How to Actually Experience Season 3
If you're jumping into this now, don't just binge it in the background while scrolling on your phone. You’ll miss the nuance.
- Watch the real race footage first. Go to YouTube and search for "2017 Arima Kinen" or "Kitasan Black Tenno Sho." Seeing the actual positioning of the horses makes the anime's choreography ten times more impressive.
- Pay attention to the background characters. The show is packed with cameos from previous seasons (Special Week, Silence Suzuka, Gold Ship). It builds a sense of a living world where time actually moves forward.
- Listen to the lyrics.
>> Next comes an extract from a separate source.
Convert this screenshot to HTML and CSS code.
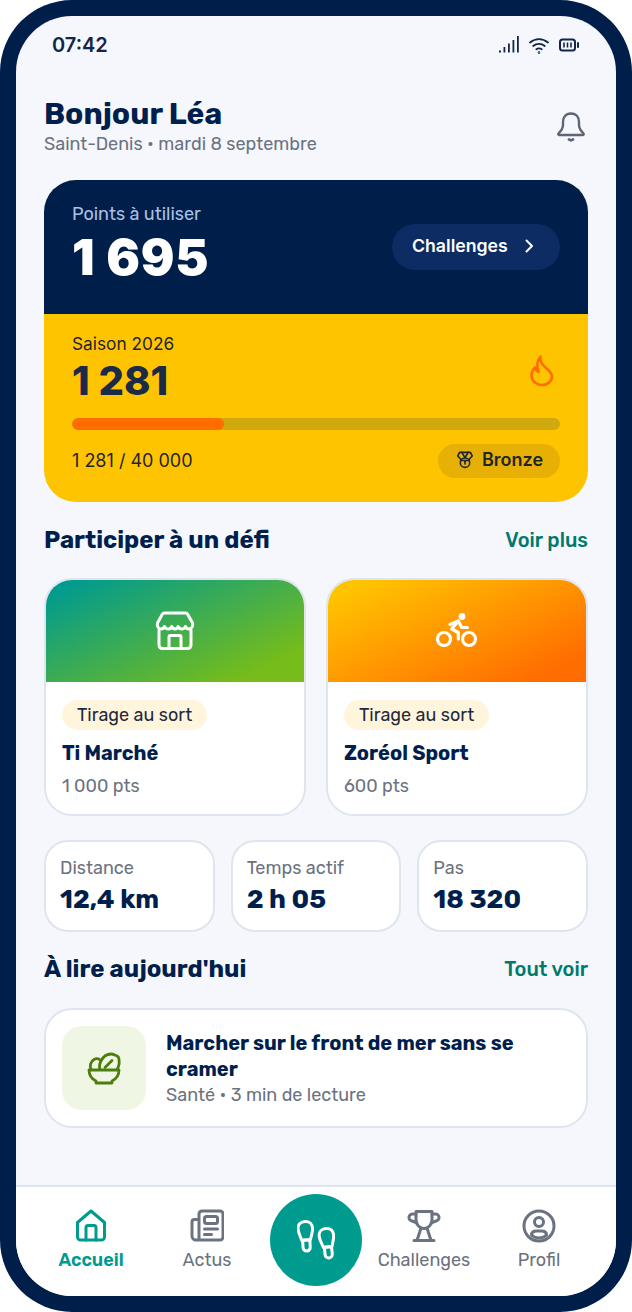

The insert songs aren't just J-Pop filler; they usually reflect the specific mental state of the character during their training montage.
The legacy of this season isn't just about sales figures or game downloads. It’s about how it handled the end of an era. It told us that it's okay not to be a "miracle" as long as you gave the crowd a hell of a show.
For those looking to dive deeper into the lore, start by comparing the tactical differences between Kitasan Black’s "front-runner" style and Satono Diamond’s "mid-pack" strategy. Understanding the physics of the track—how the inner rail offers a shorter path but riskier congestion—changes the way you view the racing sequences from simple sprints to high-stakes chess matches. Keep an eye on the official Blu-ray releases as well; they often include "Umabi" shorts that flesh out the daily lives of the supporting cast, providing context that the main 24-minute episodes simply don't have time to cover.